From a genetic point of view; the more varied the genes, the more powerful the product.
 
G

greatkraw

Guest
#12
Genetic diversity is a good thing.
The more closely related 2 people are the more they have the same genetic faults and reinforce them.
 
A

asamanthinketh

Guest
#13
I THINK IT IS BECOMING LESS OF AN ISSUE IN THIS DAY AND AGE. AND IT ALSO DEPENDS WHERE YOU LIVE, THE COMMON THOUGHTS OF THE PEOPLE. BUT MY EXPERIENCE IS LIMITED. I WOULD SAY CHILDREN ARE RESILENT AND IF THEY DO GET CRITICIZED FOR BEING BIRACIAL THEY WILL OVERCOME. AND YOUR LOVE AS PARENTS WILL SEE THAT THROUGH.
 
S

Slepsog4

Guest
#14
We should marry and breed only within our own race. After all there really is only one... the human race.

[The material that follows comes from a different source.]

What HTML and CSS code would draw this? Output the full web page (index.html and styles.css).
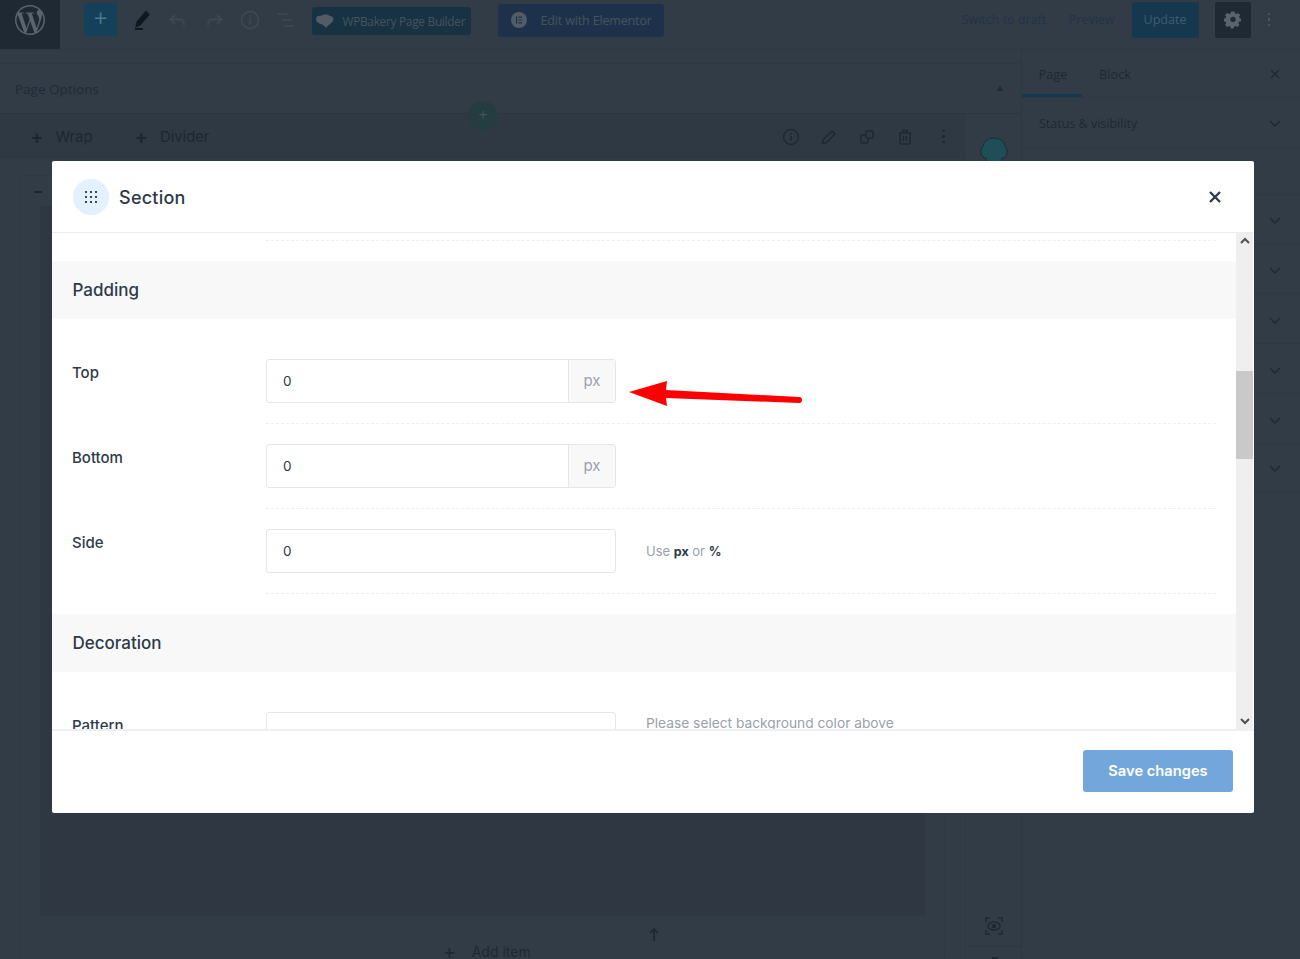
FILE: index.html
```html
<!DOCTYPE html>
<html lang="en">
<head>
<meta charset="utf-8">
<title>Section</title>
<link rel="stylesheet" href="styles.css">
</head>
<body>
<div class="page">
  <header class="topbar">
    <div class="wp-logo">
      <svg width="30" height="30" viewBox="0 0 24 24"><path fill="#596470" d="M21.469 6.825c.84 1.537 1.318 3.3 1.318 5.175 0 3.979-2.156 7.456-5.363 9.325l3.295-9.527c.615-1.54.82-2.771.82-3.864 0-.405-.026-.78-.07-1.11m-7.981.105c.647-.03 1.232-.105 1.232-.105.582-.075.514-.93-.067-.899 0 0-1.755.135-2.88.135-1.064 0-2.85-.15-2.85-.15-.585-.03-.661.855-.075.885 0 0 .54.061 1.125.09l1.68 4.605-2.37 7.08L5.354 6.9c.649-.03 1.234-.1 1.234-.1.585-.075.516-.93-.065-.896 0 0-1.746.138-2.874.138-.2 0-.438-.008-.69-.015C4.911 3.15 8.235 1.215 12 1.215c2.809 0 5.365 1.072 7.286 2.833-.046-.003-.091-.009-.141-.009-1.06 0-1.812.923-1.812 1.914 0 .89.513 1.643 1.06 2.531.411.72.89 1.643.89 2.977 0 .915-.354 1.994-.821 3.479l-1.075 3.585-3.9-11.61.001.014zM12 22.784c-1.059 0-2.081-.153-3.048-.437l3.237-9.406 3.315 9.087c.024.053.05.101.078.149-1.12.393-2.325.609-3.582.609M1.211 12c0-1.564.336-3.05.935-4.39L7.29 21.709C3.694 19.96 1.212 16.271 1.211 12M12 0C5.385 0 0 5.385 0 12s5.385 12 12 12 12-5.385 12-12S18.615 0 12 0"/></svg>
    </div>
    <div class="tools">
      <span class="add-btn">+</span>
      <svg class="tool" width="24" height="24" viewBox="0 0 24 24"><path d="M17 4l2.500 2.500-8.500 10-3.500 1.500.8-3.800zM6 21h8" stroke="#10181f" stroke-width="2" fill="#10181f"/></svg>
      <svg class="tool" width="24" height="24" viewBox="0 0 24 24" fill="none" stroke="#3f4a55" stroke-width="1.500"><path d="M9 7 4.500 11.500 9 16M4.500 11.500H14a4 4 0 0 1 4 4v2"/></svg>
      <svg class="tool" width="24" height="24" viewBox="0 0 24 24" fill="none" stroke="#3f4a55" stroke-width="1.500"><path d="M15 7l4.500 4.500L15 16M19.500 11.500H10a4 4 0 0 0-4 4v2"/></svg>
      <svg class="tool" width="24" height="24" viewBox="0 0 24 24" fill="none" stroke="#3f4a55" stroke-width="1.500"><circle cx="12" cy="12" r="8.500"/><path d="M12 10.500v6M12 7v2"/></svg>
      <svg class="tool" width="24" height="24" viewBox="0 0 24 24" fill="none" stroke="#3f4a55" stroke-width="1.500"><path d="M4 6h10M8 12h10M10 18h10"/></svg>
      <div class="wpb-btn">
        <svg width="20" height="16" viewBox="0 0 20 16"><path d="M1 6c0-3 3-4 5-3 2-2 7-2 9 0 3 0 4 3 3 5-2 3-5 4-7 7-1-2-3-3-5-4-3-1-5-2-5-5z" fill="#515c66"/></svg>
        <span>WPBakery Page Builder</span>
      </div>
      <div class="el-btn">
        <svg width="16" height="16" viewBox="0 0 16 16"><circle cx="8" cy="8" r="8" fill="#515c66"/><path d="M5 4.500h1.200v7H5zM7.500 4.500H11v1.200H7.500zM7.500 7.400H11v1.200H7.500zM7.500 10.300H11v1.200H7.500z" fill="#1d324a"/></svg>
        <span>Edit with Elementor</span>
      </div>
    </div>
    <div class="top-right">
      <span class="link first">Switch to draft</span>
      <span class="link">Preview</span>
      <span class="update">Update</span>
      <span class="gear">
        <svg width="18" height="18" viewBox="0 0 24 24"><path fill="#59636d" fill-rule="evenodd" d="M10 2h4l.6 2.800 1.800.8 2.400-1.500 2.800 2.800-1.500 2.400.8 1.800L22.700 11.700v3.600l-2.800.6-.8 1.800 1.500 2.400-2.800 2.800-2.400-1.500-1.800.8-.6 2.800h-4l-.6-2.800-1.800-.8-2.400 1.500-2.800-2.800 1.500-2.400-.8-1.800-2.800-.6v-3.600l2.800-.6.8-1.800-1.500-2.400 2.800-2.800 2.400 1.500 1.800-.8zM12 9a3.600 3.600 0 1 0 0 7.200A3.600 3.600 0 0 0 12 9z" transform="translate(0 -1.500)"/></svg>
      </span>
      <span class="kebab"><i></i><i></i><i></i></span>
    </div>
  </header>
  <div class="workspace">
    <main class="canvas">
      <div class="notice-strip"></div>
      <div class="options">
        <span>Page Options</span>
        <span class="caret"></span>
        <span class="round-add">+</span>
      </div>
      <div class="work-row">
        <div class="builder">
          <div class="builder-bar">
            <span class="b-add"><b>+</b>Wrap</span>
            <span class="b-add"><b>+</b>Divider</span>
            <div class="b-icons">
              <svg width="20" height="20" viewBox="0 0 20 20" fill="none" stroke="#1e2832" stroke-width="1.500"><circle cx="10" cy="10" r="7.500"/><path d="M10 9v5M10 6v1.500"/></svg>
              <svg width="20" height="20" viewBox="0 0 20 20" fill="none" stroke="#1e2832" stroke-width="1.500"><path d="M3.500 16.500l1-4L13 4l3 3-8.500 8.500z"/></svg>
              <svg width="20" height="20" viewBox="0 0 20 20" fill="none" stroke="#1e2832" stroke-width="1.500"><rect x="9" y="4" width="7" height="7" rx="1"/><path d="M8 8H5a1 1 0 0 0-1 1v6a1 1 0 0 0 1 1h5a1 1 0 0 0 1-1v-3"/></svg>
              <svg width="20" height="20" viewBox="0 0 20 20" fill="none" stroke="#1e2832" stroke-width="1.500"><path d="M5 6h10v9.500a1.500 1.500 0 0 1-1.500 1.500h-7A1.500 1.500 0 0 1 5 15.500zM8 6V3.500h4V6M8.500 9v5M11.500 9v5"/></svg>
              <span class="kebab dark"><i></i><i></i><i></i></span>
            </div>
          </div>
          <div class="builder-body">
            <div class="outline">
              <div class="outline-head"><span class="minus"></span></div>
              <div class="dropzone"></div>
              <div class="footer-row">
                <svg class="up-arrow" width="12" height="14" viewBox="0 0 12 14" fill="none" stroke="#1e2832" stroke-width="1.800"><path d="M6 14V2M2 6l4-4 4 4"/></svg>
                <span class="add-item"><b>+</b>Add item</span>
              </div>
            </div>
          </div>
        </div>
        <aside class="rail">
          <svg class="muffin" width="28" height="30" viewBox="0 0 28 30"><path d="M6 21H4C0 18 0 12 3 9.500 3.500 4 9 1 14 1s10.500 3 11 8.500c3 2.500 3 8.500-1 11.500h-2l-1 8H7z" fill="#1e4f58" stroke="#1b2a33"/></svg>
          <svg class="eye" width="20" height="20" viewBox="0 0 20 20" fill="none" stroke="#1e2832" stroke-width="1.500"><path d="M2 6V2h4M14 2h4v4M18 14v4h-4M6 18H2v-4"/><ellipse cx="10" cy="10" rx="6" ry="4"/><circle cx="10" cy="10" r="1.500" fill="#1e2832"/></svg>
          <span class="rail-line"></span>
        </aside>
      </div>
    </main>
    <aside class="sidebar">
      <div class="tabs">
        <span class="tab on">Page</span>
        <span class="tab">Block</span>
        <svg class="tab-x" width="12" height="12" viewBox="0 0 12 12" stroke="#1e2832" stroke-width="1.300"><path d="M2 2l8 8M10 2l-8 8"/></svg>
      </div>
      <div class="panel h50"><span>Status &amp; visibility</span><svg class="chev" width="12" height="7" viewBox="0 0 12 7" fill="none" stroke="#1e2832" stroke-width="1.300"><path d="M1 1l5 5 5-5"/></svg></div>
      <div class="panel h47"></div>
      <div class="panel h49"><svg class="chev" width="12" height="7" viewBox="0 0 12 7" fill="none" stroke="#1e2832" stroke-width="1.300"><path d="M1 1l5 5 5-5"/></svg></div>
      <div class="panel"><svg class="chev" width="12" height="7" viewBox="0 0 12 7" fill="none" stroke="#1e2832" stroke-width="1.300"><path d="M1 1l5 5 5-5"/></svg></div>
      <div class="panel"><svg class="chev" width="12" height="7" viewBox="0 0 12 7" fill="none" stroke="#1e2832" stroke-width="1.300"><path d="M1 1l5 5 5-5"/></svg></div>
      <div class="panel"><svg class="chev" width="12" height="7" viewBox="0 0 12 7" fill="none" stroke="#1e2832" stroke-width="1.300"><path d="M1 1l5 5 5-5"/></svg></div>
      <div class="panel"><svg class="chev" width="12" height="7" viewBox="0 0 12 7" fill="none" stroke="#1e2832" stroke-width="1.300"><path d="M1 1l5 5 5-5"/></svg></div>
      <div class="panel h49 last"><svg class="chev" width="12" height="7" viewBox="0 0 12 7" fill="none" stroke="#1e2832" stroke-width="1.300"><path d="M1 1l5 5 5-5"/></svg></div>
    </aside>
  </div>
</div>

<section class="modal">
  <header class="m-head">
    <span class="m-ico">
      <svg width="14" height="14" viewBox="0 0 14 14" fill="#3a4655"><rect x="1" y="1" width="2" height="2"/><rect x="6" y="1" width="2" height="2"/><rect x="11" y="1" width="2" height="2"/><rect x="1" y="6" width="2" height="2"/><rect x="6" y="6" width="2" height="2"/><rect x="11" y="6" width="2" height="2"/><rect x="1" y="11" width="2" height="2"/><rect x="6" y="11" width="2" height="2"/><rect x="11" y="11" width="2" height="2"/></svg>
    </span>
    <h2>Section</h2>
    <svg class="m-close" width="14" height="14" viewBox="0 0 14 14" stroke="#2f3b4a" stroke-width="2.400"><path d="M2 2l10 10M12 2L2 12"/></svg>
  </header>
  <div class="m-body">
    <div class="m-scroll">
      <div class="spacer-top"><div class="dash"></div></div>
      <h3 class="sec-title">Padding</h3>
      <div class="rows">
        <div class="row">
          <label>Top</label>
          <div class="field"><span class="val">0</span><span class="unit">px</span></div>
        </div>
        <div class="row">
          <label>Bottom</label>
          <div class="field"><span class="val">0</span><span class="unit">px</span></div>
        </div>
        <div class="row">
          <label>Side</label>
          <div class="field"><span class="val">0</span></div>
          <p class="hint">Use <b>px</b> or <b>%</b></p>
        </div>
      </div>
      <h3 class="sec-title">Decoration</h3>
      <div class="rows pattern">
        <div class="row">
          <label>Pattern</label>
          <div class="field"></div>
          <p class="hint long">Please select background color above</p>
        </div>
      </div>
    </div>
    <div class="scrollbar">
      <svg width="10" height="7" viewBox="0 0 10 7" fill="none" stroke="#505050" stroke-width="2"><path d="M1 6l4-4 4 4"/></svg>
      <span class="thumb"></span>
      <svg class="sb-down" width="10" height="7" viewBox="0 0 10 7" fill="none" stroke="#505050" stroke-width="2"><path d="M1 1l4 4 4-4"/></svg>
    </div>
  </div>
  <footer class="m-foot"><span class="save">Save changes</span></footer>
</section>
<svg class="arrow" width="178" height="30" viewBox="0 0 178 30"><path d="M2 13 40 2l-1 9 133 7a3 3 0 0 1 0 6L39 19l1 8z" fill="#fe0000"/></svg>
</body>
</html>
```
FILE: styles.css
```css
* { box-sizing: border-box; }
html, body { margin: 0; height: 959px; overflow: hidden; }
body { background: #323c47; font-family: "Open Sans", sans-serif; position: relative; color: #1f2a36; }
.page { height: 959px; display: flex; flex-direction: column; overflow: hidden; }
.topbar { height: 50px; display: flex; align-items: flex-start; border-bottom: 1px solid #2e3842; flex: none; }
.wp-logo { width: 60px; height: 49px; background: #1f2933; display: flex; align-items: center; justify-content: center; padding-bottom: 10px; flex: none; }
.tools { display: flex; align-items: center; padding-left: 24px; height: 36px; margin-top: 2px; }
.add-btn { width: 33px; height: 33px; background: #14405a; color: #4d7690; font-size: 24px; line-height: 30px; text-align: center; margin-top: -1px; }
.tool { margin-left: 12.300px; flex: none; }
.wpb-btn { display: flex; align-items: center; gap: 7px; height: 28px; width: 159px; margin-left: 14px; padding-left: 3px; background: #173243; border-radius: 3px; font-size: 11.800px; letter-spacing: -.25px; color: #46525e; white-space: nowrap; margin-top: 2px; }
.el-btn { display: flex; align-items: center; gap: 13px; height: 33px; width: 166px; margin-left: 27px; padding-left: 13px; background: #1d324a; border-radius: 3px; font-size: 12.500px; letter-spacing: -.15px; color: #47525e; white-space: nowrap; }
.top-right { margin-left: auto; display: flex; align-items: center; height: 37px; margin-top: 1px; color: #1e3347; font-size: 12.500px; }
.link { margin-right: 24px; white-space: nowrap; color: #203347; }
.link.first { margin-right: 22.500px; }
.update { width: 67px; height: 36px; background: #15384e; border-radius: 2px; color: #3f5c70; display: flex; align-items: center; justify-content: center; margin-left: -7px; }
.gear { width: 36px; height: 36px; background: #1f2933; border-radius: 2px; margin-left: 16px; display: flex; align-items: center; justify-content: center; }
.kebab { display: flex; flex-direction: column; gap: 3px; margin: 0 30px 0 17px; }
.kebab i { width: 2.500px; height: 2.500px; border-radius: 50%; background: #515c66; display: block; }
.kebab.dark { margin: 0 20.500px 0 9px; }
.kebab.dark i { background: #1e2832; }

.workspace { flex: 1; display: flex; min-height: 0; }
.canvas { width: 1021px; flex: none; display: flex; flex-direction: column; }
.notice-strip { height: 14px; border-bottom: 1px solid #2e3842; flex: none; }
.options { height: 50px; flex: none; padding: 0 18px 0 15px; display: flex; align-items: center; font-size: 13.500px; color: #1e2a36; position: relative; border-bottom: 1px solid #2c3640; }
.caret { margin-left: auto; width: 0; height: 0; border: 3.500px solid transparent; border-bottom: 6px solid #1e2a36; border-top: 0; margin-top: -1px; }
.round-add { position: absolute; left: 468px; top: 37px; width: 30px; height: 30px; border-radius: 50%; background: #253d40; color: #3f5558; text-align: center; line-height: 29px; font-size: 16px; z-index: 1; }
.work-row { flex: 1; display: flex; min-height: 0; }
.builder { width: 965px; flex: none; display: flex; flex-direction: column; }
.builder-bar { height: 45px; display: flex; align-items: center; padding-left: 30px; gap: 42px; font-family: "Inter", sans-serif; font-size: 14.800px; color: #1c2631; flex: none; background: #2f3943; }
.b-add b { font-weight: 600; font-size: 20px; margin-right: 12px; vertical-align: -2px; color: #1c2631; }
.b-icons { margin-left: auto; display: flex; align-items: center; gap: 18px; }
.builder-body { flex: 1; padding: 16px 20px 0 20px; min-height: 0; }
.outline { height: 900px; border-left: 1px dotted #2c3640; border-right: 1px dotted #2c3640; border-top: 1px dotted #2c3640; }
.outline-head { height: 30px; padding: 15px 0 0 13px; }
.minus { display: block; width: 8px; height: 2px; background: #1c2631; }
.dropzone { height: 710px; margin: 0 19px; background: #2f3842; }
.footer-row { display: flex; flex-direction: column; padding-top: 11px; }
.up-arrow { margin-left: 627px; flex: none; }
.add-item { font-family: "Inter", sans-serif; font-size: 14px; line-height: 20px; color: #1e2832; margin: 1px 0 0 422px; white-space: nowrap; }
.add-item b { font-size: 19px; font-weight: 500; margin-right: 16px; vertical-align: -1px; }
.rail { width: 56px; flex: none; position: relative; border-left: 1px solid #2f3943; }
.muffin { position: absolute; left: 14px; top: 23px; }
.eye { position: absolute; left: 18px; top: 802px; }
.rail-line { position: absolute; left: 3px; right: 0; top: 832px; border-top: 1px solid #2c3640; }
.rail-line::after { content: ""; position: absolute; left: 23px; top: 10px; width: 6px; height: 2px; background: #1e2832; }
.sidebar { flex: 1; display: flex; flex-direction: column; border-left: 1px solid #2e3842; }
.tabs { height: 48px; display: flex; align-items: center; font-size: 12.800px; color: #1d2833; position: relative; flex: none; border-bottom: 1px solid #2e3842; }
.tab { width: 60px; height: 47px; display: flex; align-items: center; justify-content: center; padding-left: 2px; }
.tab.on { box-shadow: inset 0 -3px 0 #14384e; }
.tab:nth-child(2) { width: 64px; }
.tab-x { position: absolute; right: 19px; top: 18px; }
.panel { height: 50px; display: flex; align-items: center; padding: 3px 19px 0 17px; font-size: 12.500px; color: #1d2833; border-bottom: 1px solid #2e3842; flex: none; }
.panel.h50 { height: 50px; padding-top: 1px; }
.panel.h47 { height: 47px; }
.panel.h49 { height: 49px; }
.panel.last { padding-top: 0; }
.chev { margin-left: auto; }

.modal { position: absolute; left: 52px; top: 161px; width: 1202px; height: 652px; background: #fff; border-radius: 2px; display: flex; flex-direction: column; font-family: "Inter", sans-serif; color: #2e3a49; }
.m-head { height: 72px; flex: none; display: flex; align-items: center; padding: 0 32px 0 21px; border-bottom: 1px solid #e9ecf2; }
.m-ico { width: 36px; height: 36px; border-radius: 50%; background: #e3f0fd; display: flex; align-items: center; justify-content: center; }
h2 { margin: 2px 0 0 10px; font-size: 18px; font-weight: 500; line-height: 28px; letter-spacing: .25px; }
.m-close { margin-left: auto; }
.m-body { flex: 1; min-height: 0; display: flex; padding-right: 1px; overflow: hidden; }
.m-scroll { flex: 1; min-width: 0; overflow: hidden; }
.spacer-top { height: 28px; padding: 7px 20px 0 214px; }
.dash { border-top: 1px dashed #eceef0; }
.sec-title { margin: 0; height: 58px; line-height: 59px; padding-left: 20.500px; background: #f8f8f8; font-size: 17px; font-weight: 500; }
.rows { padding: 40px 20px 0 20px; }
.row { display: flex; align-items: flex-start; height: 85px; position: relative; }
.row + .row::before { content: ""; position: absolute; left: 194px; right: 0; top: -21px; border-top: 1px dashed #eceef0; }
.row:last-child::after { content: ""; position: absolute; left: 194px; right: 0; top: 64px; border-top: 1px dashed #eceef0; }
.pattern .row::after { display: none; }
.row label { width: 194px; flex: none; font-size: 15px; font-weight: 500; line-height: 28px; color: #2e3a49; }
.field { width: 350px; height: 44px; flex: none; display: flex; background: #fff; border: 1px solid #e3e6ea; border-radius: 3px; }
.val { flex: 1; padding-left: 16px; line-height: 42px; font-size: 13.500px; color: #2e3a49; }
.unit { width: 47px; background: #f8f8f8; border-left: 1px solid #e3e6ea; text-align: center; line-height: 42px; font-size: 15px; color: #9aa1ab; }
.hint { margin: 0 0 0 30px; line-height: 44px; font-size: 13px; color: #9aa1ab; white-space: nowrap; }
.hint b { color: #2e3a49; font-weight: 700; font-size: 12.500px; }
.hint.long { line-height: 22px; font-size: 13.750px; }
.scrollbar { width: 17px; flex: none; background: #efefef; position: relative; display: flex; justify-content: center; padding-top: 4px; }
.thumb { position: absolute; left: 0; top: 138px; width: 17px; height: 88px; background: #c9c9c9; }
.sb-down { position: absolute; left: 3.500px; bottom: 4px; }
.m-foot { height: 84px; flex: none; border-top: 2px solid #edeff3; display: flex; align-items: flex-start; justify-content: flex-end; padding: 19px 21px 0 0; }
.save { width: 150px; height: 42px; background: #73a7db; border-radius: 3px; color: #fff; font-size: 14.700px; font-weight: 600; display: flex; align-items: center; justify-content: center; }
.arrow { position: absolute; left: 627px; top: 379px; }
```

Ethnicity is a stupid way to judge people.
 

seoulsearch

OutWrite Trouble
May 23, 2009
17,712
6,479
113
#15
I THINK IT IS BECOMING LESS OF AN ISSUE IN THIS DAY AND AGE. AND IT ALSO DEPENDS WHERE YOU LIVE, THE COMMON THOUGHTS OF THE PEOPLE. BUT MY EXPERIENCE IS LIMITED. I WOULD SAY CHILDREN ARE RESILENT AND IF THEY DO GET CRITICIZED FOR BEING BIRACIAL THEY WILL OVERCOME. AND YOUR LOVE AS PARENTS WILL SEE THAT THROUGH.

Unfortunately, it's not as "lessened" of an issue as we wish it would be... A good friend of mine has two gorgeous biracial daughters, but the oldest has now hit the teen years in full swing, and is hanging with the wrong crowd because of acceptance issues.

I live in the northern part of the USA (supposedly, where racism is "less" of an issue than in the south) and my personal opinion is that racism is, unfortunately, alive and thriving.

It's just that society has made it more "socially acceptable" to keep strong feelings masked under the facade of "political correctness."

From my personal experience, whether my own, my friends, or their children--many people don't bother with being polite, and are fairly blatant in showing their hatred outright. I try to pray that God will bless them and change their hearts... but, of course, it is especially heartbreaking--and enraging--to watch a child suffer because of others' ignorance and/or hard-heartedness.

God bless all of you out there who are trying to make a difference!